## EXERCISE TASK
Set down every entry word for word. Omit the pictures.

## GIVEN DATA
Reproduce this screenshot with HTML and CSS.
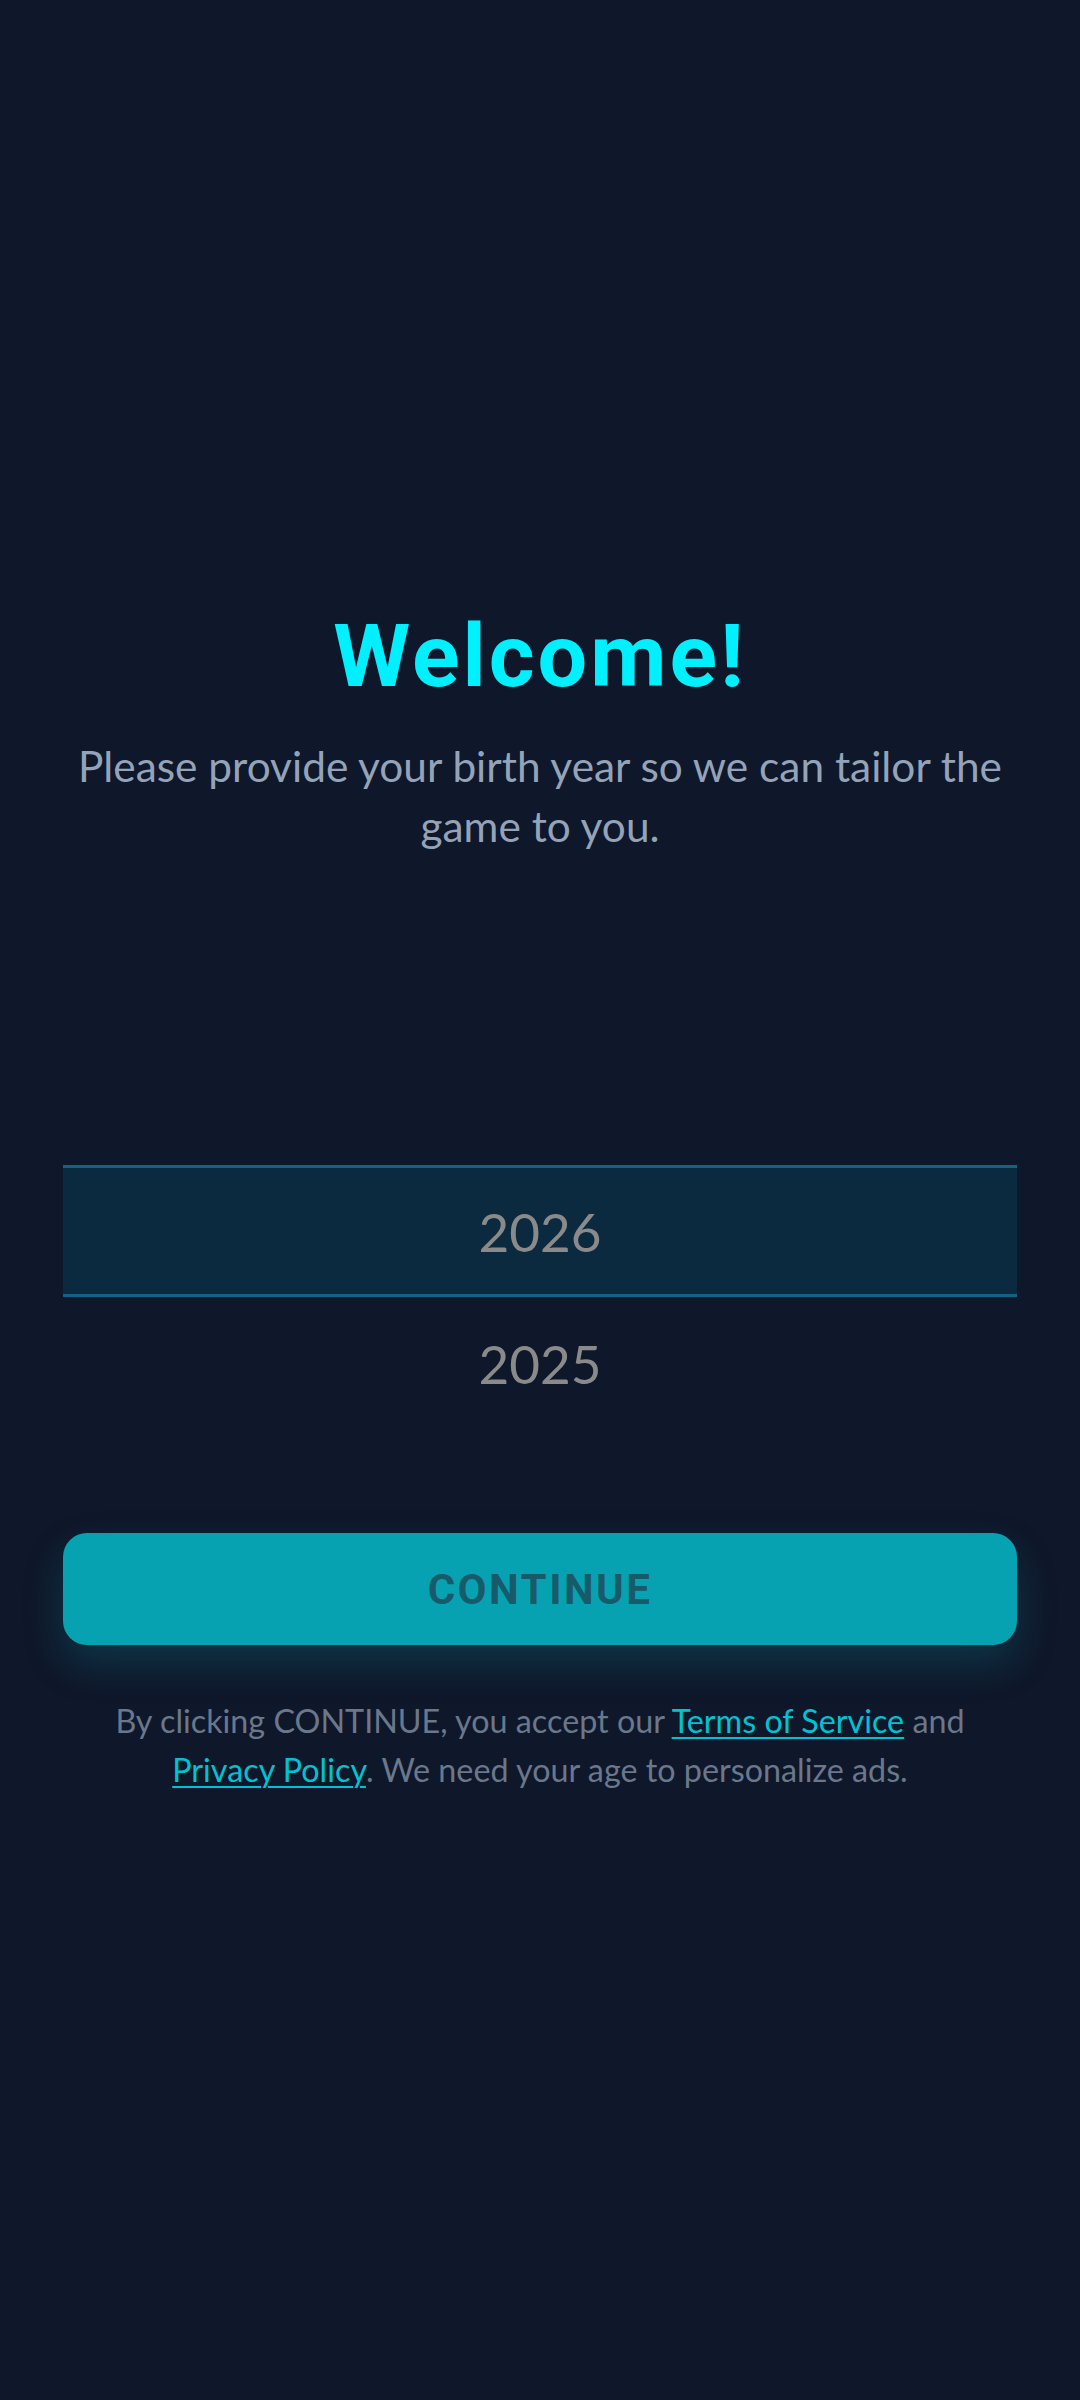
FILE: index.html
```html
<!DOCTYPE html>
<html lang="en">
<head>
<meta charset="utf-8">
<title>Welcome</title>
<link rel="stylesheet" href="styles.css">
</head>
<body>
<main class="screen">
  <h1 class="title">Welcome!</h1>
  <p class="subtitle">Please provide your birth year so we can tailor the game to you.</p>
  <div class="picker">
    <div class="picker-row"></div>
    <div class="picker-row selected">2026</div>
    <div class="picker-row">2025</div>
  </div>
  <button class="continue">CONTINUE</button>
  <p class="terms">By clicking CONTINUE, you accept our <a href="#">Terms of Service</a> and <a href="#">Privacy Policy</a>. We need your age to personalize ads.</p>
</main>
</body>
</html>
```
FILE: styles.css
```css
html, body {
  margin: 0;
  padding: 0;
  background: #0F172A;
}
.screen {
  min-height: 2400px;
  box-sizing: border-box;
  padding: 604px 63px 0;
  display: flex;
  flex-direction: column;
  align-items: stretch;
  font-family: "Lato", "Noto Sans", sans-serif;
}
.title {
  margin: 0;
  font-family: "Roboto", "Liberation Sans", sans-serif;
  font-weight: 700;
  font-size: 88px;
  line-height: 104px;
  letter-spacing: 3px;
  color: #00F0FF;
  text-align: center;
}
.subtitle {
  margin: 28px 0 0;
  font-size: 42.4px;
  line-height: 60px;
  color: #94A3B8;
  text-align: center;
}
.picker {
  margin-top: 177px;
  display: flex;
  flex-direction: column;
}
.picker-row {
  height: 132px;
  box-sizing: border-box;
  display: flex;
  align-items: center;
  justify-content: center;
  font-size: 53px;
  color: #8A8A8A;
}
.picker-row.selected {
  background: #0B2A40;
  border-top: 3px solid #0E6485;
  border-bottom: 3px solid #0E6485;
}
.continue {
  margin-top: 104px;
  height: 112px;
  border: none;
  border-radius: 24px;
  background: #07A2B1;
  color: #175A6A;
  font-family: "Roboto", "Liberation Sans", sans-serif;
  font-weight: 700;
  font-size: 42px;
  letter-spacing: 2.5px;
  box-shadow: 0 18px 40px rgba(7, 162, 177, 0.22);
  padding: 0;
}
.terms {
  margin: 51px auto 0;
  max-width: 900px;
  font-size: 32.3px;
  line-height: 49px;
  color: #6B778A;
  text-align: center;
}
.terms a {
  color: #00C2D4;
  text-decoration: underline;
  text-underline-offset: 4px;
  text-decoration-thickness: 2px;
}
```
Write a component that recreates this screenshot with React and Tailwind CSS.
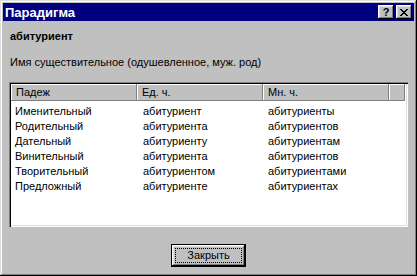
const rows = [
  ['Именительный', 'абитуриент', 'абитуриенты'],
  ['Родительный', 'абитуриента', 'абитуриентов'],
  ['Дательный', 'абитуриенту', 'абитуриентам'],
  ['Винительный', 'абитуриента', 'абитуриентов'],
  ['Творительный', 'абитуриентом', 'абитуриентами'],
  ['Предложный', 'абитуриенте', 'абитуриентах'],
];

const raised =
  'shadow-[inset_-1px_-1px_#000,inset_1px_1px_#fff,inset_-2px_-2px_#808080,inset_2px_2px_#dfdfdf]';

function CaptionButton({ children }) {
  return (
    <div className={`w-[16px] h-[14px] bg-[#c0c0c0] flex items-center justify-center ${raised}`}>
      {children}
    </div>
  );
}

function HeaderCell({ children }) {
  return (
    <div className="h-[17px] flex items-center pl-[5px] leading-[13px] bg-[#c0c0c0] shadow-[inset_-1px_-1px_#808080,inset_1px_1px_#fff]">
      {children}
    </div>
  );
}

export default function App() {
  return (
    <div className="w-[417px] h-[276px] bg-[#c0c0c0] p-[3px] flex flex-col font-['Liberation_Sans',Arial,sans-serif] text-[11px] text-black shadow-[inset_-1px_-1px_#000,inset_1px_1px_#dfdfdf,inset_-2px_-2px_#808080,inset_2px_2px_#fff]">
      {/* Title bar */}
      <div className="h-[18px] bg-[#000080] flex items-center pl-[2px] pr-[2px]">
        <span className="flex-1 text-white font-bold text-[13px] leading-[15px]">Парадигма</span>
        <div className="flex gap-[2px]">
          <CaptionButton>
            <span className="font-bold text-[11px] leading-[11px] mt-[1px]">?</span>
          </CaptionButton>
          <CaptionButton>
            <svg width="8" height="7" viewBox="0 0 8 7" shapeRendering="crispEdges">
              <path
                d="M0 0h2v1H0zM6 0h2v1H6zM1 1h2v1H1zM5 1h2v1H5zM2 2h4v1H2zM3 3h2v1H3zM2 4h4v1H2zM1 5h2v1H1zM5 5h2v1H5zM0 6h2v1H0zM6 6h2v1H6z"
                fill="#000"
              />
            </svg>
          </CaptionButton>
        </div>
      </div>

      <div className="flex-1 flex flex-col px-[6px]">
        <div className="mt-[9px] ml-[1px] font-bold leading-[13px]">абитуриент</div>
        <div className="mt-[13px] ml-[1px] leading-[13px]">Имя существительное (одушевленное, муж. род)</div>

        {/* List */}
        <div className="mt-[13px] h-[145px] bg-white p-[2px] shadow-[inset_1px_1px_#808080,inset_2px_2px_#000,inset_-1px_-1px_#fff,inset_-2px_-2px_#dfdfdf]">
          <div className="grid grid-cols-[126px_126px_126px_16px]">
            <HeaderCell>Падеж</HeaderCell>
            <HeaderCell>Ед. ч.</HeaderCell>
            <HeaderCell>Мн. ч.</HeaderCell>
            <HeaderCell />
          </div>
          <div className="pt-[3px]">
            {rows.map((r) => (
              <div key={r[0]} className="grid grid-cols-[126px_126px_126px] leading-[15px]">
                <div className="pl-[4px]">{r[0]}</div>
                <div className="pl-[6px]">{r[1]}</div>
                <div className="pl-[5px]">{r[2]}</div>
              </div>
            ))}
          </div>
        </div>

        {/* Close button */}
        <div className="mt-[17px] flex justify-center">
          <button className={`relative w-[75px] h-[23px] bg-[#c0c0c0] border border-black leading-[13px] ${raised}`}>
            <span className="absolute inset-[3px] border border-dotted border-black" />
            Закрыть
          </button>
        </div>
      </div>
    </div>
  );
}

## CORRECT RESPONSE
Reproduce this screenshot with HTML and CSS.
FILE: index.html
```html
<!DOCTYPE html>
<html lang="en">
<head>
<meta charset="utf-8">
<title>Welcome</title>
<link rel="stylesheet" href="styles.css">
</head>
<body>
<main class="screen">
  <h1 class="title">Welcome!</h1>
  <p class="subtitle">Please provide your birth year so we can tailor the game to you.</p>
  <div class="picker">
    <div class="picker-row"></div>
    <div class="picker-row selected">2026</div>
    <div class="picker-row">2025</div>
  </div>
  <button class="continue">CONTINUE</button>
  <p class="terms">By clicking CONTINUE, you accept our <a href="#">Terms of Service</a> and <a href="#">Privacy Policy</a>. We need your age to personalize ads.</p>
</main>
</body>
</html>
```
FILE: styles.css
```css
html, body {
  margin: 0;
  padding: 0;
  background: #0F172A;
}
.screen {
  min-height: 2400px;
  box-sizing: border-box;
  padding: 604px 63px 0;
  display: flex;
  flex-direction: column;
  align-items: stretch;
  font-family: "Lato", "Noto Sans", sans-serif;
}
.title {
  margin: 0;
  font-family: "Roboto", "Liberation Sans", sans-serif;
  font-weight: 700;
  font-size: 88px;
  line-height: 104px;
  letter-spacing: 3px;
  color: #00F0FF;
  text-align: center;
}
.subtitle {
  margin: 28px 0 0;
  font-size: 42.4px;
  line-height: 60px;
  color: #94A3B8;
  text-align: center;
}
.picker {
  margin-top: 177px;
  display: flex;
  flex-direction: column;
}
.picker-row {
  height: 132px;
  box-sizing: border-box;
  display: flex;
  align-items: center;
  justify-content: center;
  font-size: 53px;
  color: #8A8A8A;
}
.picker-row.selected {
  background: #0B2A40;
  border-top: 3px solid #0E6485;
  border-bottom: 3px solid #0E6485;
}
.continue {
  margin-top: 104px;
  height: 112px;
  border: none;
  border-radius: 24px;
  background: #07A2B1;
  color: #175A6A;
  font-family: "Roboto", "Liberation Sans", sans-serif;
  font-weight: 700;
  font-size: 42px;
  letter-spacing: 2.5px;
  box-shadow: 0 18px 40px rgba(7, 162, 177, 0.22);
  padding: 0;
}
.terms {
  margin: 51px auto 0;
  max-width: 900px;
  font-size: 32.3px;
  line-height: 49px;
  color: #6B778A;
  text-align: center;
}
.terms a {
  color: #00C2D4;
  text-decoration: underline;
  text-underline-offset: 4px;
  text-decoration-thickness: 2px;
}
```
Write a component that recreates this screenshot with React and Tailwind CSS.
const rows = [
  ['Именительный', 'абитуриент', 'абитуриенты'],
  ['Родительный', 'абитуриента', 'абитуриентов'],
  ['Дательный', 'абитуриенту', 'абитуриентам'],
  ['Винительный', 'абитуриента', 'абитуриентов'],
  ['Творительный', 'абитуриентом', 'абитуриентами'],
  ['Предложный', 'абитуриенте', 'абитуриентах'],
];

const raised =
  'shadow-[inset_-1px_-1px_#000,inset_1px_1px_#fff,inset_-2px_-2px_#808080,inset_2px_2px_#dfdfdf]';

function CaptionButton({ children }) {
  return (
    <div className={`w-[16px] h-[14px] bg-[#c0c0c0] flex items-center justify-center ${raised}`}>
      {children}
    </div>
  );
}

function HeaderCell({ children }) {
  return (
    <div className="h-[17px] flex items-center pl-[5px] leading-[13px] bg-[#c0c0c0] shadow-[inset_-1px_-1px_#808080,inset_1px_1px_#fff]">
      {children}
    </div>
  );
}

export default function App() {
  return (
    <div className="w-[417px] h-[276px] bg-[#c0c0c0] p-[3px] flex flex-col font-['Liberation_Sans',Arial,sans-serif] text-[11px] text-black shadow-[inset_-1px_-1px_#000,inset_1px_1px_#dfdfdf,inset_-2px_-2px_#808080,inset_2px_2px_#fff]">
      {/* Title bar */}
      <div className="h-[18px] bg-[#000080] flex items-center pl-[2px] pr-[2px]">
        <span className="flex-1 text-white font-bold text-[13px] leading-[15px]">Парадигма</span>
        <div className="flex gap-[2px]">
          <CaptionButton>
            <span className="font-bold text-[11px] leading-[11px] mt-[1px]">?</span>
          </CaptionButton>
          <CaptionButton>
            <svg width="8" height="7" viewBox="0 0 8 7" shapeRendering="crispEdges">
              <path
                d="M0 0h2v1H0zM6 0h2v1H6zM1 1h2v1H1zM5 1h2v1H5zM2 2h4v1H2zM3 3h2v1H3zM2 4h4v1H2zM1 5h2v1H1zM5 5h2v1H5zM0 6h2v1H0zM6 6h2v1H6z"
                fill="#000"
              />
            </svg>
          </CaptionButton>
        </div>
      </div>

      <div className="flex-1 flex flex-col px-[6px]">
        <div className="mt-[9px] ml-[1px] font-bold leading-[13px]">абитуриент</div>
        <div className="mt-[13px] ml-[1px] leading-[13px]">Имя существительное (одушевленное, муж. род)</div>

        {/* List */}
        <div className="mt-[13px] h-[145px] bg-white p-[2px] shadow-[inset_1px_1px_#808080,inset_2px_2px_#000,inset_-1px_-1px_#fff,inset_-2px_-2px_#dfdfdf]">
          <div className="grid grid-cols-[126px_126px_126px_16px]">
            <HeaderCell>Падеж</HeaderCell>
            <HeaderCell>Ед. ч.</HeaderCell>
            <HeaderCell>Мн. ч.</HeaderCell>
            <HeaderCell />
          </div>
          <div className="pt-[3px]">
            {rows.map((r) => (
              <div key={r[0]} className="grid grid-cols-[126px_126px_126px] leading-[15px]">
                <div className="pl-[4px]">{r[0]}</div>
                <div className="pl-[6px]">{r[1]}</div>
                <div className="pl-[5px]">{r[2]}</div>
              </div>
            ))}
          </div>
        </div>

        {/* Close button */}
        <div className="mt-[17px] flex justify-center">
          <button className={`relative w-[75px] h-[23px] bg-[#c0c0c0] border border-black leading-[13px] ${raised}`}>
            <span className="absolute inset-[3px] border border-dotted border-black" />
            Закрыть
          </button>
        </div>
      </div>
    </div>
  );
}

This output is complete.